▶ _TASK INSTRUCTIONS_
Locate each line with the string "React" in the listing below and copy it.

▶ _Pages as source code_
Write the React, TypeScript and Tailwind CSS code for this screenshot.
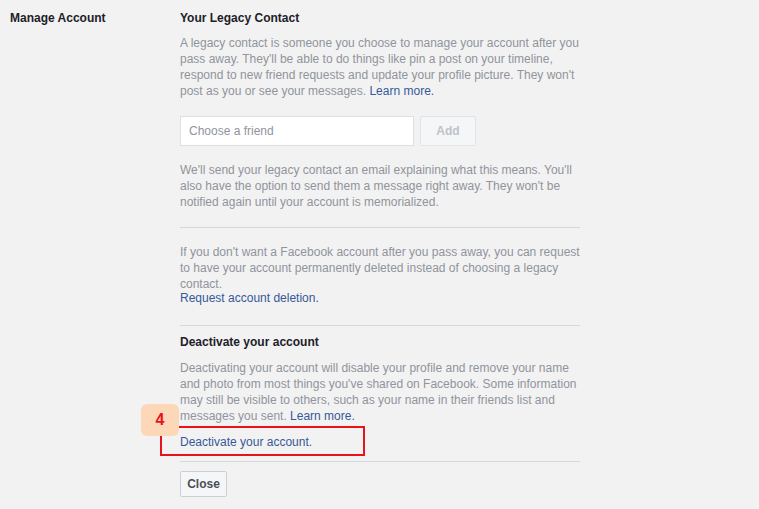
import React from "react";

const link = "text-[#365899]";

export default function App() {
  return (
    <div className="min-h-[509px] w-[759px] bg-[#f2f2f2] font-['Liberation_Sans',Arial,sans-serif] text-[12px] leading-[16px] text-[#90949c]">
      <div className="flex pt-[10px]">
        <div className="w-[180px] pl-[10px] font-bold text-[#1d2129]">Manage Account</div>

        <div className="w-[400px]">
          <h3 className="font-bold text-[#1d2129]">Your Legacy Contact</h3>
          <p className="mt-[9px]">
            A legacy contact is someone you choose to manage your account after you pass away. They'll be able to do
            things like pin a post on your timeline, respond to new friend requests and update your profile picture.
            They won't post as you or see your messages. <a className={link}>Learn more.</a>
          </p>

          <div className="mt-[17px] flex gap-[6px]">
            <div className="flex h-[30px] w-[234px] items-center border border-[#dddfe2] bg-white px-[8px] text-[#90949c]">
              Choose a friend
            </div>
            <button className="h-[30px] w-[56px] rounded-[2px] border border-[#e2e4e7] bg-[#f5f6f7] font-bold text-[#bec3c9]">
              Add
            </button>
          </div>

          <p className="mt-[16px] pr-[2px]">
            We'll send your legacy contact an email explaining what this means. You'll also have the option to send
            them a message right away. They won't be notified again until your account is memorialized.
          </p>

          <div className="mt-[17px] h-px bg-[#d6d7d9]" />

          <p className="mt-[16px]">
            If you don't want a Facebook account after you pass away, you can request to have your account permanently
            deleted instead of choosing a legacy contact.
          </p>
          <div className={`-mt-[2px] ${link}`}>Request account deletion.</div>

          <div className="mt-[19px] h-px bg-[#d6d7d9]" />

          <h3 className="mt-[8px] font-bold text-[#1d2129]">Deactivate your account</h3>
          <p className="mt-[10px]">
            Deactivating your account will disable your profile and remove your name and photo from most things you've
            shared on Facebook. Some information may still be visible to others, such as your name in their friends
            list and messages you sent. <a className={link}>Learn more.</a>
          </p>

          <div className="relative mt-[10px]">
            <a className={link}>Deactivate your account.</a>
            <div className="pointer-events-none absolute left-[-20px] top-[-8px] h-[30px] w-[205px] border-2 border-[#e8131b]" />
            <div className="absolute left-[-39px] top-[-30px] flex h-[32px] w-[38px] items-center justify-center rounded-[6px] bg-[#fcd8b8] text-[16px] font-bold text-[#e8131b]">
              4
            </div>
          </div>

          <div className="mt-[11px] h-px bg-[#d6d7d9]" />

          <button className="mt-[9px] h-[26px] w-[47px] rounded-[2px] border border-[#ccd0d5] bg-[#f5f6f7] font-bold text-[#4b4f56]">
            Close
          </button>
        </div>
      </div>
    </div>
  );
}
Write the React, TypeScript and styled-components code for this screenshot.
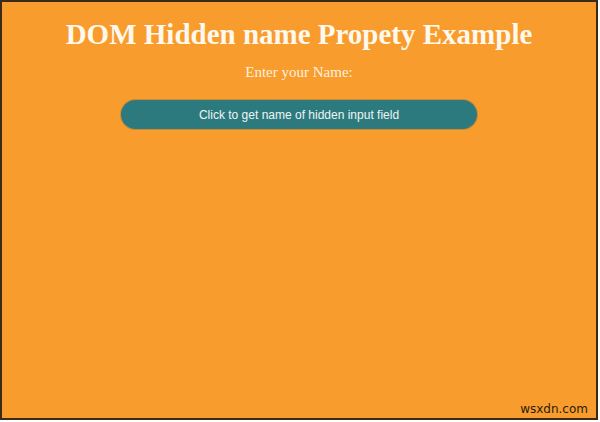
import React from "react";
import styled, { createGlobalStyle } from "styled-components";

const Global = createGlobalStyle`
  html, body { margin: 0; padding: 0; background: #ffffff; }
`;

const Frame = styled.div`
  box-sizing: border-box;
  width: 598px;
  height: 420px;
  border: 2px solid #3b2a18;
  background: #f89c2e;
  display: flex;
  flex-direction: column;
  align-items: center;
  position: relative;
`;

const Title = styled.h1`
  margin: 15px 0 0;
  font-family: "Liberation Serif", "Times New Roman", serif;
  font-weight: bold;
  font-size: 29px;
  line-height: 35px;
  color: #fff8ec;
`;

const Label = styled.p`
  margin: 10px 0 0;
  font-family: "Liberation Serif", "Times New Roman", serif;
  font-size: 15px;
  line-height: 20px;
  color: #fff1dc;
`;

const Action = styled.button`
  margin-top: 18px;
  width: 356px;
  height: 29px;
  border: none;
  border-radius: 15px;
  background: #2d7a7e;
  box-shadow: 0 0 0 1px rgba(120, 110, 60, 0.35);
  color: #eef5f3;
  font-family: "Liberation Sans", Arial, sans-serif;
  font-size: 12px;
  cursor: pointer;
`;

const Watermark = styled.span`
  position: absolute;
  right: 8px;
  bottom: 2px;
  font-family: "DejaVu Sans", "Liberation Sans", sans-serif;
  font-size: 12px;
  color: #2a1c0c;
`;

export default function App() {
  return (
    <>
      <Global />
      <Frame>
        <Title>DOM Hidden name Propety Example</Title>
        <Label>Enter your Name:</Label>
        <Action type="button">Click to get name of hidden input field</Action>
        <Watermark>wsxdn.com</Watermark>
      </Frame>
    </>
  );
}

▶ _RESPONSE TO THIS EXERCISE_
Write the React, TypeScript and Tailwind CSS code for this screenshot.
import React from "react";
Write the React, TypeScript and styled-components code for this screenshot.
import React from "react";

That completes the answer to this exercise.